Gladys Phillips (1912 – March 26, 2000) was an American politician who served as a member of the Washington House of Representatives from 1951 to 1953. She represented Washington's 21st legislative district as a Republican.

==Personal life and education==

Phillips was the daughter of Ernestine and James Marston Phillips. Her father was an attorney and politician who served as mayor of the family's home town of Aberdeen, Washington; a Washington State legislator; and eventually a judge in superior court for Grays Harbor County.

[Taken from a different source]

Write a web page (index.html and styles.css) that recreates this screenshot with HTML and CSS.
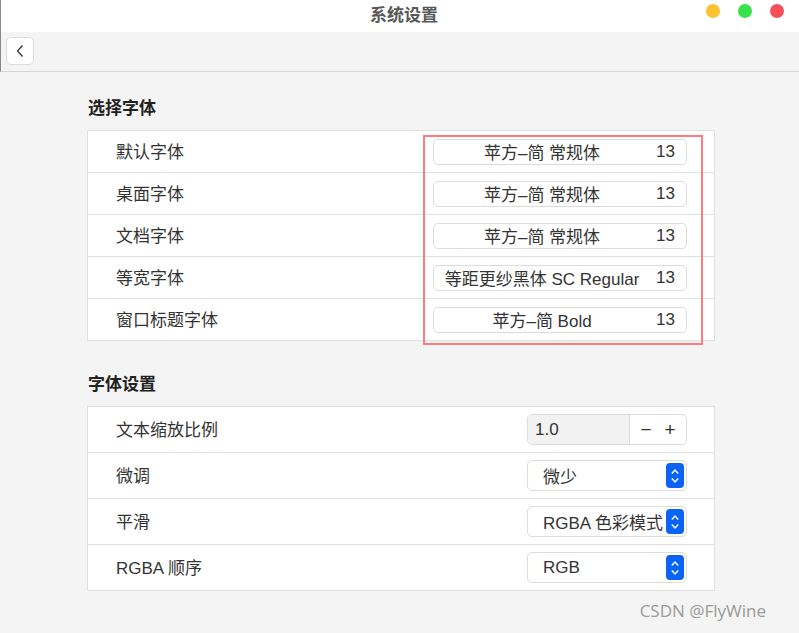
FILE: index.html
```html
<!DOCTYPE html>
<html lang="zh-CN">
<head>
<meta charset="utf-8">
<title>系统设置</title>
<link rel="stylesheet" href="styles.css">
</head>
<body>
<div class="window">
  <header class="titlebar">
    <div class="title">系统设置</div>
    <div class="lights">
      <span class="light yellow"></span>
      <span class="light green"></span>
      <span class="light red"></span>
    </div>
  </header>
  <div class="toolbar">
    <button class="back" aria-label="返回">
      <svg width="10" height="14" viewBox="0 0 10 14"><path d="M7.5 1.5 L2.5 7 L7.5 12.5" fill="none" stroke="#333" stroke-width="1.3"/></svg>
    </button>
  </div>
  <main class="content">
    <h2 class="section-title">选择字体</h2>
    <div class="card fonts-card">
      <div class="row font-row"><span class="label">默认字体</span><div class="font-btn"><span class="fname">苹方–简 常规体</span><span class="fsize">13</span></div></div>
      <div class="row font-row"><span class="label">桌面字体</span><div class="font-btn"><span class="fname">苹方–简 常规体</span><span class="fsize">13</span></div></div>
      <div class="row font-row"><span class="label">文档字体</span><div class="font-btn"><span class="fname">苹方–简 常规体</span><span class="fsize">13</span></div></div>
      <div class="row font-row"><span class="label">等宽字体</span><div class="font-btn"><span class="fname">等距更纱黑体 SC Regular</span><span class="fsize">13</span></div></div>
      <div class="row font-row"><span class="label">窗口标题字体</span><div class="font-btn"><span class="fname">苹方–简 Bold</span><span class="fsize">13</span></div></div>
      <div class="highlight"></div>
    </div>

    <h2 class="section-title second">字体设置</h2>
    <div class="card">
      <div class="row set-row"><span class="label">文本缩放比例</span>
        <div class="spin"><span class="spin-value">1.0</span><span class="spin-btns"><span>−</span><span>+</span></span></div>
      </div>
      <div class="row set-row"><span class="label">微调</span>
        <div class="select"><span class="sel-text">微少</span><span class="sel-arrow"><svg width="10" height="20" viewBox="0 0 10 20"><path d="M1.8 7.5 L5 4 L8.2 7.5 M1.8 12.5 L5 16 L8.2 12.5" fill="none" stroke="#fff" stroke-width="1.4"/></svg></span></div>
      </div>
      <div class="row set-row"><span class="label">平滑</span>
        <div class="select"><span class="sel-text">RGBA 色彩模式</span><span class="sel-arrow"><svg width="10" height="20" viewBox="0 0 10 20"><path d="M1.8 7.5 L5 4 L8.2 7.5 M1.8 12.5 L5 16 L8.2 12.5" fill="none" stroke="#fff" stroke-width="1.4"/></svg></span></div>
      </div>
      <div class="row set-row"><span class="label">RGBA 顺序</span>
        <div class="select"><span class="sel-text">RGB</span><span class="sel-arrow"><svg width="10" height="20" viewBox="0 0 10 20"><path d="M1.8 7.5 L5 4 L8.2 7.5 M1.8 12.5 L5 16 L8.2 12.5" fill="none" stroke="#fff" stroke-width="1.4"/></svg></span></div>
      </div>
    </div>
  </main>
  <div class="watermark">CSDN @FlyWine</div>
</div>
</body>
</html>
```

FILE: styles.css
```css
* { box-sizing: border-box; }
html, body { margin: 0; padding: 0; }
body {
  width: 799px;
  height: 633px;
  overflow: hidden;
  background: #f4f4f4;
  font-family: "Liberation Sans", "Noto Sans CJK SC", sans-serif;
  color: #333;
}
.window {
  position: relative;
  height: 633px;
}
.titlebar {
  height: 32px;
  background: #fff;
  display: flex;
  align-items: center;
  justify-content: center;
  position: relative;
  border-left: 1px solid #8a8a8a;
}
.title {
  font-size: 17px;
  font-weight: bold;
  color: #585858;
  padding-left: 8px;
  line-height: 32px;
}
.lights {
  position: absolute;
  right: 15px;
  top: 4px;
  display: flex;
  gap: 18px;
}
.light {
  width: 14px;
  height: 14px;
  border-radius: 50%;
  display: block;
}
.yellow { background: #fdc232; }
.green { background: #38e24a; }
.red { background: #f54f59; }
.toolbar {
  height: 40px;
  background: #f4f4f4;
  border-bottom: 1px solid #d6d6d6;
  border-left: 1px solid #8a8a8a;
  padding: 5px 0 0 5px;
}
.back {
  width: 28px;
  height: 28px;
  background: #fff;
  border: 1px solid #dedede;
  border-radius: 5px;
  padding: 0;
  display: flex;
  align-items: center;
  justify-content: center;
}
.content {
  padding: 24px 0 0 87px;
  width: 715px;
}
.section-title {
  margin: 0 0 10px 1px;
  padding-top: 2px;
  font-size: 17px;
  font-weight: bold;
  line-height: 22px;
  color: #222;
}
.section-title.second {
  margin-top: 31px;
  margin-bottom: 10px;
}
.card {
  position: relative;
  background: #fff;
  border: 1px solid #e0e0e0;
}
.row {
  display: flex;
  align-items: center;
  justify-content: space-between;
  padding: 0 27px 0 28px;
  border-top: 1px solid #e0e0e0;
}
.row:first-child { border-top: none; }
.font-row { height: 42px; }
.font-row:first-child { height: 41px; }
.set-row { height: 46px; }
.set-row:first-child { height: 45px; }
.label {
  font-size: 17px;
  color: #333;
  line-height: 20px;
  padding-top: 2px;
}
.set-row .label { padding-top: 3px; }
.font-btn {
  width: 254px;
  height: 26px;
  border: 1px solid #dcdcdc;
  border-radius: 5px;
  background: #fff;
  display: flex;
  align-items: center;
  font-size: 17px;
  color: #333;
  white-space: nowrap;
}
.fname {
  flex: 1;
  text-align: center;
  overflow: hidden;
}
.fsize {
  padding: 0 11px 0 6px;
}
.highlight {
  position: absolute;
  left: 335px;
  top: 4px;
  width: 280px;
  height: 210px;
  border: 2px solid #ff7b7e;
  pointer-events: none;
}
.spin {
  width: 160px;
  height: 31px;
  border: 1px solid #dcdcdc;
  border-radius: 5px;
  display: flex;
  overflow: hidden;
  font-size: 17px;
  color: #333;
}
.spin-value {
  width: 102px;
  background: #f2f2f2;
  border-right: 1px solid #dcdcdc;
  display: flex;
  align-items: center;
  padding-left: 7px;
}
.spin-btns {
  flex: 1;
  display: flex;
  align-items: center;
  justify-content: space-around;
  padding: 0 4px;
  font-size: 19px;
}
.select {
  width: 160px;
  height: 31px;
  border: 1px solid #dcdcdc;
  border-radius: 5px;
  display: flex;
  align-items: center;
  justify-content: space-between;
  padding: 0 2px 0 15px;
  font-size: 17px;
  color: #333;
  white-space: nowrap;
  background: #fff;
}
.sel-text { overflow: hidden; }
.sel-arrow {
  width: 18px;
  height: 25px;
  flex: none;
  background: #0b63f6;
  border-radius: 4px;
  display: flex;
  align-items: center;
  justify-content: center;
}
.watermark {
  position: absolute;
  right: 33px;
  top: 599px;
  font-family: "Open Sans", "Noto Sans", sans-serif;
  font-size: 17px;
  color: #9a9a9a;
}
```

She attended University of Washington for both her bachelor's and law degrees, graduating as one of six women in the University of Washington School of Law class of 1935. In 1947, she married Lester "Pinky" O'Day, an insurance agent.

==Legislative career==
She served only one term in the legislature, later telling The Daily World that she "didn't care for the legislature" because it "didn't matter how hard you worked", and that she went to the legislature to work, but found that "[t]here was all kinds of monkey business up there."

==Career outside the legislature==
For over sixty years, she ran a prominent law firm in Aberdeen.